# Task statement:
Go through the data below and copy it exactly, skipping every picture.
-- start --
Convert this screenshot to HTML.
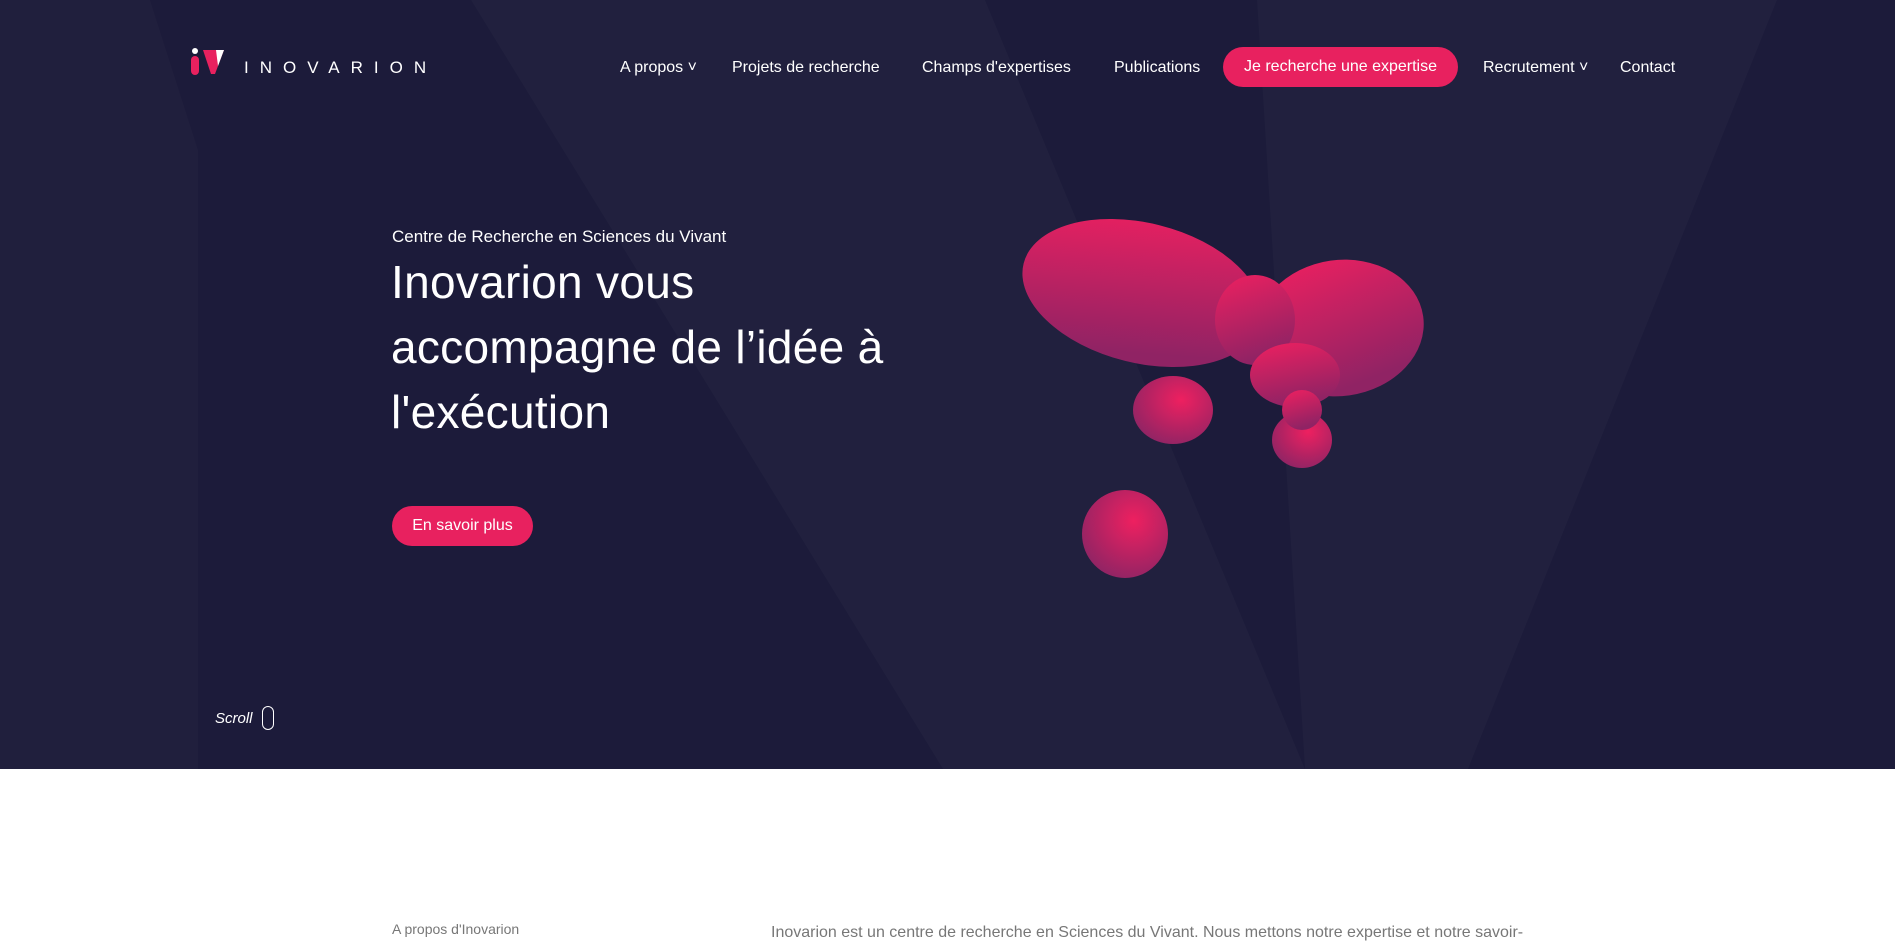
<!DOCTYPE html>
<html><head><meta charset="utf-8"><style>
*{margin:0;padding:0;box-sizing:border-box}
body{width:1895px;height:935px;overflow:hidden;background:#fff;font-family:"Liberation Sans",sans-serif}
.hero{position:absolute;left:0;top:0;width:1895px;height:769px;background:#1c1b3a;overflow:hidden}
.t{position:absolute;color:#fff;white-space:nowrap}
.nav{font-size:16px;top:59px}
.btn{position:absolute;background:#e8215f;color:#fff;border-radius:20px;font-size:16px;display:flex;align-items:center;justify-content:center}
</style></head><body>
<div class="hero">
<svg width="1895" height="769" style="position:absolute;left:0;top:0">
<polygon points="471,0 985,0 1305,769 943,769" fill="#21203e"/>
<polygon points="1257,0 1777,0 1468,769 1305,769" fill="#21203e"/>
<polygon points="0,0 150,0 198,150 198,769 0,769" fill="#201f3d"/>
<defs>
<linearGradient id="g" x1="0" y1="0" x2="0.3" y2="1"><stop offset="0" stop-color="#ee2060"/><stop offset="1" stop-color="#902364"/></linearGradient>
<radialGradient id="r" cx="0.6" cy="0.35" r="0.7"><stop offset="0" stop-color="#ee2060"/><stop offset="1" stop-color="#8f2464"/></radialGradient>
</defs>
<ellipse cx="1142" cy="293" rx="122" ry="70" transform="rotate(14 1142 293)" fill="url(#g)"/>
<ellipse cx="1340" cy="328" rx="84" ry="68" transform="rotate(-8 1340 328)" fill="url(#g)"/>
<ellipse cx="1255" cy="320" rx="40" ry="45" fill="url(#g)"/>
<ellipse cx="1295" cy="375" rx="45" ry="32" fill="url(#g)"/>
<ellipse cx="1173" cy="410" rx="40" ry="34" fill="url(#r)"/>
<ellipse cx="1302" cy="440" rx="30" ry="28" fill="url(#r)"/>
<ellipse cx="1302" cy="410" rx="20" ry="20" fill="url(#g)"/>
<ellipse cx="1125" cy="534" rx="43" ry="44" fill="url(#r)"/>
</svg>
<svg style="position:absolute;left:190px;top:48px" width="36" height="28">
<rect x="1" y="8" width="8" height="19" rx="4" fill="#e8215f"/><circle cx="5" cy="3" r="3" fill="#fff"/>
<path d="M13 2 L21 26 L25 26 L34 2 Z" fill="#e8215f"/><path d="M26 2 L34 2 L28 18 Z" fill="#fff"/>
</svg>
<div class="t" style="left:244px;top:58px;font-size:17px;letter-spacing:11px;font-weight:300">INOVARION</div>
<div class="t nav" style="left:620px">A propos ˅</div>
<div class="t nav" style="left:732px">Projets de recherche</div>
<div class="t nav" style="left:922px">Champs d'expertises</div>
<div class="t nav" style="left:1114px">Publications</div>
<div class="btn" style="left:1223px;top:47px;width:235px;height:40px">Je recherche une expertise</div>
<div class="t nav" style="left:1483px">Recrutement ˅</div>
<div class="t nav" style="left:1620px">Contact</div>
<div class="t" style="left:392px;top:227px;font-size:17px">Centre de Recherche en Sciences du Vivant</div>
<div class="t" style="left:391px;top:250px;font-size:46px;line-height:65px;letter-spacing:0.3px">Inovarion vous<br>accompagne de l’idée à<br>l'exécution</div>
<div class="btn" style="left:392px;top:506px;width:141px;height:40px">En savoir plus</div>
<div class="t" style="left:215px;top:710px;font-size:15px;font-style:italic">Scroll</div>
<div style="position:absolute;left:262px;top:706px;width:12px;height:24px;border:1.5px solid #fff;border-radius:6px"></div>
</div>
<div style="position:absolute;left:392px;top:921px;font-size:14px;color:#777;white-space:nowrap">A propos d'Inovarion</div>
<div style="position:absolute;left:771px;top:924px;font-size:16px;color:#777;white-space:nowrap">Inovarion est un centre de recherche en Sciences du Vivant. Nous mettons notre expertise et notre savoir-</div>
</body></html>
-- end --
# Full output:
Convert this screenshot to HTML.
<!DOCTYPE html>
<html><head><meta charset="utf-8"><style>
*{margin:0;padding:0;box-sizing:border-box}
body{width:1895px;height:935px;overflow:hidden;background:#fff;font-family:"Liberation Sans",sans-serif}
.hero{position:absolute;left:0;top:0;width:1895px;height:769px;background:#1c1b3a;overflow:hidden}
.t{position:absolute;color:#fff;white-space:nowrap}
.nav{font-size:16px;top:59px}
.btn{position:absolute;background:#e8215f;color:#fff;border-radius:20px;font-size:16px;display:flex;align-items:center;justify-content:center}
</style></head><body>
<div class="hero">
<svg width="1895" height="769" style="position:absolute;left:0;top:0">
<polygon points="471,0 985,0 1305,769 943,769" fill="#21203e"/>
<polygon points="1257,0 1777,0 1468,769 1305,769" fill="#21203e"/>
<polygon points="0,0 150,0 198,150 198,769 0,769" fill="#201f3d"/>
<defs>
<linearGradient id="g" x1="0" y1="0" x2="0.3" y2="1"><stop offset="0" stop-color="#ee2060"/><stop offset="1" stop-color="#902364"/></linearGradient>
<radialGradient id="r" cx="0.6" cy="0.35" r="0.7"><stop offset="0" stop-color="#ee2060"/><stop offset="1" stop-color="#8f2464"/></radialGradient>
</defs>
<ellipse cx="1142" cy="293" rx="122" ry="70" transform="rotate(14 1142 293)" fill="url(#g)"/>
<ellipse cx="1340" cy="328" rx="84" ry="68" transform="rotate(-8 1340 328)" fill="url(#g)"/>
<ellipse cx="1255" cy="320" rx="40" ry="45" fill="url(#g)"/>
<ellipse cx="1295" cy="375" rx="45" ry="32" fill="url(#g)"/>
<ellipse cx="1173" cy="410" rx="40" ry="34" fill="url(#r)"/>
<ellipse cx="1302" cy="440" rx="30" ry="28" fill="url(#r)"/>
<ellipse cx="1302" cy="410" rx="20" ry="20" fill="url(#g)"/>
<ellipse cx="1125" cy="534" rx="43" ry="44" fill="url(#r)"/>
</svg>
<svg style="position:absolute;left:190px;top:48px" width="36" height="28">
<rect x="1" y="8" width="8" height="19" rx="4" fill="#e8215f"/><circle cx="5" cy="3" r="3" fill="#fff"/>
<path d="M13 2 L21 26 L25 26 L34 2 Z" fill="#e8215f"/><path d="M26 2 L34 2 L28 18 Z" fill="#fff"/>
</svg>
<div class="t" style="left:244px;top:58px;font-size:17px;letter-spacing:11px;font-weight:300">INOVARION</div>
<div class="t nav" style="left:620px">A propos ˅</div>
<div class="t nav" style="left:732px">Projets de recherche</div>
<div class="t nav" style="left:922px">Champs d'expertises</div>
<div class="t nav" style="left:1114px">Publications</div>
<div class="btn" style="left:1223px;top:47px;width:235px;height:40px">Je recherche une expertise</div>
<div class="t nav" style="left:1483px">Recrutement ˅</div>
<div class="t nav" style="left:1620px">Contact</div>
<div class="t" style="left:392px;top:227px;font-size:17px">Centre de Recherche en Sciences du Vivant</div>
<div class="t" style="left:391px;top:250px;font-size:46px;line-height:65px;letter-spacing:0.3px">Inovarion vous<br>accompagne de l’idée à<br>l'exécution</div>
<div class="btn" style="left:392px;top:506px;width:141px;height:40px">En savoir plus</div>
<div class="t" style="left:215px;top:710px;font-size:15px;font-style:italic">Scroll</div>
<div style="position:absolute;left:262px;top:706px;width:12px;height:24px;border:1.5px solid #fff;border-radius:6px"></div>
</div>
<div style="position:absolute;left:392px;top:921px;font-size:14px;color:#777;white-space:nowrap">A propos d'Inovarion</div>
<div style="position:absolute;left:771px;top:924px;font-size:16px;color:#777;white-space:nowrap">Inovarion est un centre de recherche en Sciences du Vivant. Nous mettons notre expertise et notre savoir-</div>
</body></html>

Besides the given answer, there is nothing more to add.